These things are not unique to the version. The configure script can change the struct definitions. For example it is possible to build MPFR and Flint with --with-mpir to use the MPIR library instead of GMP. Then all of MPFR’s and Flint’s structs will use the MPIR types instead of the GMP ones and even the DLLs would reference different other DLLs. This is in fact what is done for the conda-forge python-flint package unlike the PyPI wheels so that particular ABI incompatibility could emerge in the wild if someone mixes packages from conda and pip.

In general the configure script can do anything though just like a setup.py could open up the .py files and change them at build time. If you want you can even use the configure script to insert a backdoor into a user’s SSH daemon. Downstream users might complain about backdoors but if you want to fiddle with struct layouts then that’s considered normal.

I’m very sympathetic to reducing binary size (the huge data science/ml wheels are a huge problem for us too!), but from uv’s perspective, it’s all but impossible to write reasonable lockfiles if we can’t assume consistent metadata between the source dist and the wheels of a release, and i think that applies to poetry and pdm too.

I’m happy to add additional logic for sharing libs between packages, but this would need to be on top of the agreement on metadata consistency (like PEP 725); I believe this should be discussed separately from this topic (i already have trouble following this thread for things that are actual blockers re agreeing on metadata consistency)
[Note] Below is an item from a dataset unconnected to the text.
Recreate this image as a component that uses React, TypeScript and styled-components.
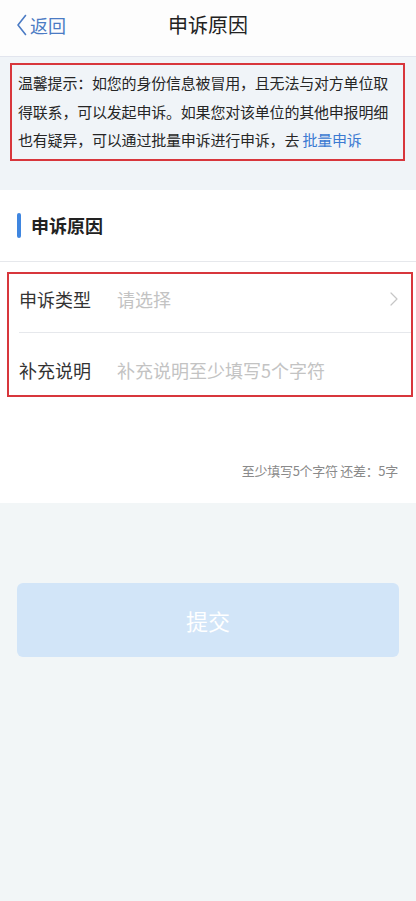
import styled, { createGlobalStyle } from "styled-components";

const GlobalStyle = createGlobalStyle`
  body {
    margin: 0;
    background: #f2f6f7;
    font-family: "Noto Sans CJK SC", "Noto Sans", sans-serif;
    color: #333;
  }
`;

const App = () => {
    return (
        <>
            <GlobalStyle />
            <Page>
                <NavBar>
                    <BackLink>
                        <svg width="11" height="22" viewBox="0 0 11 22">
                            <path d="M9.5 1.5 L2 11 L9.5 20.5" fill="none" stroke="#4b7bc4" strokeWidth="1.6" strokeLinecap="round" strokeLinejoin="round" />
                        </svg>
                        <span>返回</span>
                    </BackLink>
                    <NavTitle>申诉原因</NavTitle>
                    <span />
                </NavBar>

                <TipArea>
                    <TipBox>
                        温馨提示：如您的身份信息被冒用，且无法与对方单位取
                        <br />
                        得联系，可以发起申诉。如果您对该单位的其他申报明细
                        <br />
                        也有疑异，可以通过批量申诉进行申诉，去 <TipLink>批量申诉</TipLink>
                    </TipBox>
                </TipArea>

                <Section>
                    <SectionHeader>
                        <HeaderBar />
                        <HeaderTitle>申诉原因</HeaderTitle>
                    </SectionHeader>

                    <FieldGroup>
                        <FieldRow $height={59} $shift={-4} $divider>
                            <FieldLabel>申诉类型</FieldLabel>
                            <FieldValue>请选择</FieldValue>
                            <svg width="8" height="14" viewBox="0 0 8 14">
                                <path d="M1 1 L7 7 L1 13" fill="none" stroke="#c6c6c6" strokeWidth="1.2" strokeLinecap="round" strokeLinejoin="round" />
                            </svg>
                        </FieldRow>
                        <FieldRow $height={62} $shift={6}>
                            <FieldLabel>补充说明</FieldLabel>
                            <FieldValue>补充说明至少填写5个字符</FieldValue>
                        </FieldRow>
                    </FieldGroup>

                    <Counter>至少填写5个字符 还差：5字</Counter>
                </Section>

                <SubmitButton disabled>提交</SubmitButton>
            </Page>
        </>
    );
};

export default App;

const Page = styled.div`
  min-height: 901px;
  background: #f2f6f7;
`;

const NavBar = styled.div`
  height: 57px;
  background: #fdfdfd;
  border-bottom: 1px solid #e2e5ee;
  display: grid;
  grid-template-columns: 1fr auto 1fr;
  align-items: center;
  padding: 0 16px;
  box-sizing: border-box;
`;

const BackLink = styled.div`
  display: flex;
  align-items: center;
  gap: 3px;
  color: #4b7bc4;
  font-size: 18px;
  margin-top: -7px;

  svg {
    flex-shrink: 0;
  }
`;

const NavTitle = styled.div`
  font-size: 20px;
  color: #222;
  margin-top: -7px;
`;

const TipArea = styled.div`
  padding: 6px 11px 29px 10px;
  background: #f0f4f8;
`;

const TipBox = styled.div`
  border: 2px solid #d8363c;
  padding: 4px 6px 4px 6px;
  font-size: 15px;
  letter-spacing: -0.2px;
  line-height: 28.5px;
  color: #262626;
  white-space: nowrap;
`;

const TipLink = styled.span`
  color: #3b7ad2;
`;

const Section = styled.div`
  background: #fff;
  height: 313px;
`;

const SectionHeader = styled.div`
  height: 71px;
  border-bottom: 1px solid #e6e8ec;
  display: flex;
  align-items: center;
  padding-left: 17px;
  gap: 10px;
`;

const HeaderBar = styled.div`
  width: 4px;
  height: 25px;
  border-radius: 2px;
  background: #3f86e0;
`;

const HeaderTitle = styled.div`
  font-size: 18px;
  font-weight: 700;
  color: #222;
`;

const FieldGroup = styled.div`
  margin: 10px 3px 0 7px;
  border: 2px solid #d8363c;
`;

const FieldRow = styled.div<{ $height: number; $shift: number; $divider?: boolean }>`
  height: ${(p) => p.$height}px;
  margin-left: 10px;
  padding-right: 13px;
  display: flex;
  align-items: center;
  border-bottom: ${(p) => (p.$divider ? "1px solid #e6e8ec" : "none")};
  box-sizing: border-box;

  & > * {
    position: relative;
    top: ${(p) => p.$shift}px;
  }
`;

const FieldLabel = styled.div`
  width: 98px;
  font-size: 18px;
  color: #333;
`;

const FieldValue = styled.div`
  flex: 1;
  font-size: 18px;
  color: #c3c3c3;
`;

const Counter = styled.div`
  text-align: right;
  padding: 64px 18px 0 0;
  font-size: 13px;
  letter-spacing: -0.3px;
  color: #8a8a8a;
`;

const SubmitButton = styled.button`
  display: block;
  width: calc(100% - 34px);
  margin: 80px 17px 0;
  height: 74px;
  border: none;
  border-radius: 6px;
  background: #d2e5f8;
  color: #fff;
  font-family: "Noto Sans CJK SC", sans-serif;
  font-size: 22px;
`;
Precisely this - wheel tags “sort of” solve this by a combination of careful definitions, compromises, and an acceptance that sometimes “it sort of works” is good enough. The “perennial manylinux” spec (PEP 600) is a good example of this - it doesn’t encode everything about the platform - instead it defines a lowest common denominator and leaves it to projects to deal with anything beyond that. Some of how that gets dealt with is by bundling, which has its own problems as we’re discussing here, but it’s certainly possible to do something similar at other levels.

This is the sort of thing I mean - a GMP wheel might use --enable-fat and state that it’s only valid when that option works. We can’t encode that in tags, so we’re stuck with a compromise, where it’s “good enough” when it works, but gets messy when it doesn’t.

I don’t know if this is something we’ll ever be able to fix. ABI compatibility is a hugely complex problem, and as far as I am aware no-one has ever solved it without some form of “take control of everything in the stack” solution. We already have solutions like linux distros and conda which take that approach, and the fact that people still want to use wheels means that there’s a significant part of the user community (too significant to ignore) who aren’t willing to accept those solutions.

There’s a social issue here as well, which is that users are a lot less tolerant these days of solutions which don’t always work. And that translates into pressure on maintainers to solve everything, and corresponding pressure on the ecosystem to be perfect.[1]

Please understand - I’m not dismissing the difficulties here, or claiming in any way that the problems being described are overstated or easy to solve. This is a hard, possibly even impossible, problem to solve. And the impact on the original question here is noted.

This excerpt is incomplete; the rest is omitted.